7. Reset All Settings

If the Network settings doesn’t do the trick, you could try getting rid of all settings. This will remove quite a bit from your iPad but keep all your data safe. Tap on Settings – General – Reset. Then choose Reset All Settings. This will wipe out all your settings, including the network settings. This should remove every type of setting on your device without removing your personal files and apps. If there was anything interfering with your Wi-Fi, this should take care of it. But if it doesn’t, you may have to reset more than your settings.

8. Erase All Content and Settings

If all else fails, you may need to completely reset your iPad. Before you begin this process, make sure all your data, including your contacts, files and more are backed up. Make a note of the apps you will need, as well. You can back all of this up using iCloud if you have enough space, but knowing what you need and what you don’t need will be helpful.
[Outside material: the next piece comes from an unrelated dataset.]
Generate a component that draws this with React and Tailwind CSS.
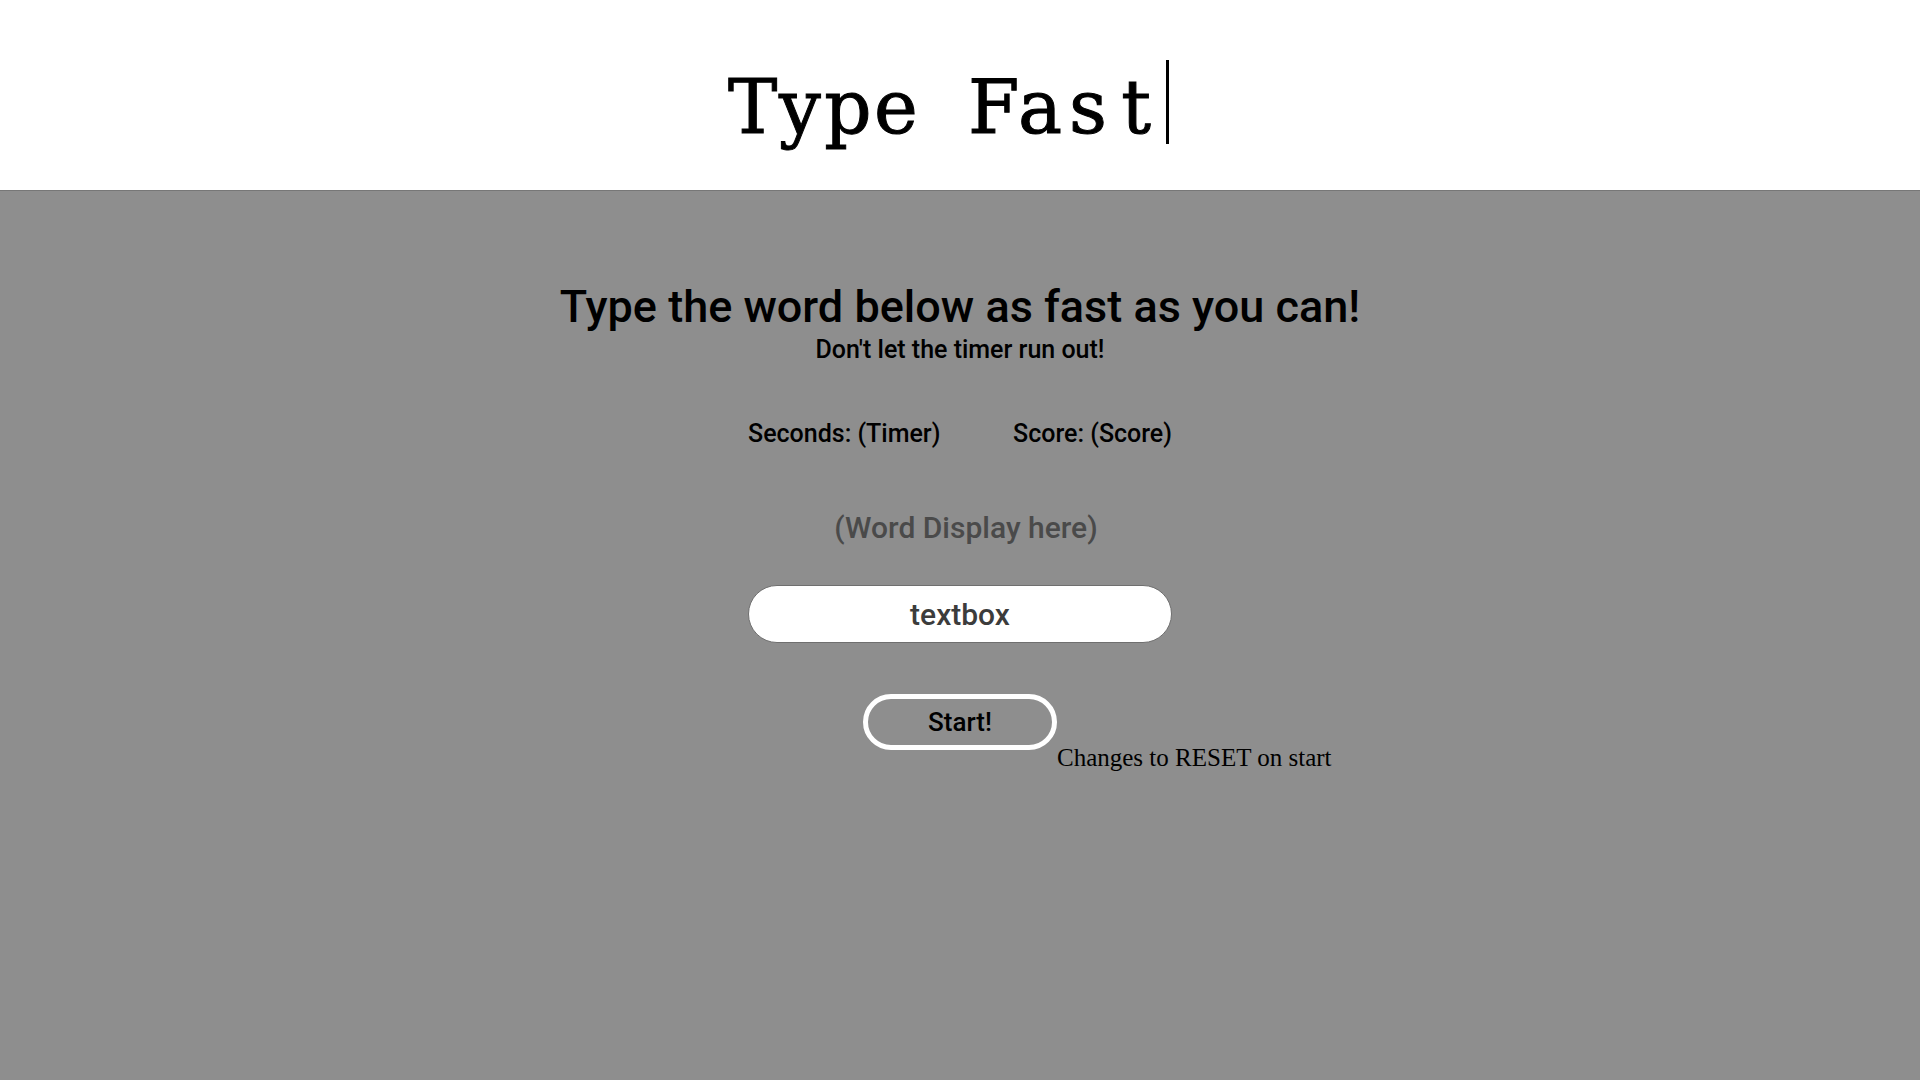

Once you have backed everything up, tap on Settings – General – Reset and choose Erase All Content and Settings. This will essentially wipe your iPad and take it back to the way it was on the day you bought it. Once it comes back up, follow the prompts to reconnect it and sign in and then try to connect to your Wi-Fi network.

9. Contact Apple

If all else fails, you may need to repair the Wi-Fi card in your iPad. Before you contact Apple, make sure you have tried everything in this list. But, if you have, and you have tried multiple networks but are still having problems, you could be faced with a hardware problem on your device. When this happens, all you can do is call your local Apple support agent and make an appointment to have it examined and fixed.

Parting Thoughts

Wi-Fi problems on your iPad can be frustrating, but in most cases they can be easy to fix. By following this guide, you should be able to properly troubleshoot the problem yourself and, in most cases, fix the problem without calling in outside help. But if none of these options work, remember that Apple is available to help you fix the problem. That could mean a new Wi-Fi card or even a new iPad, but at least you will know what you need to do.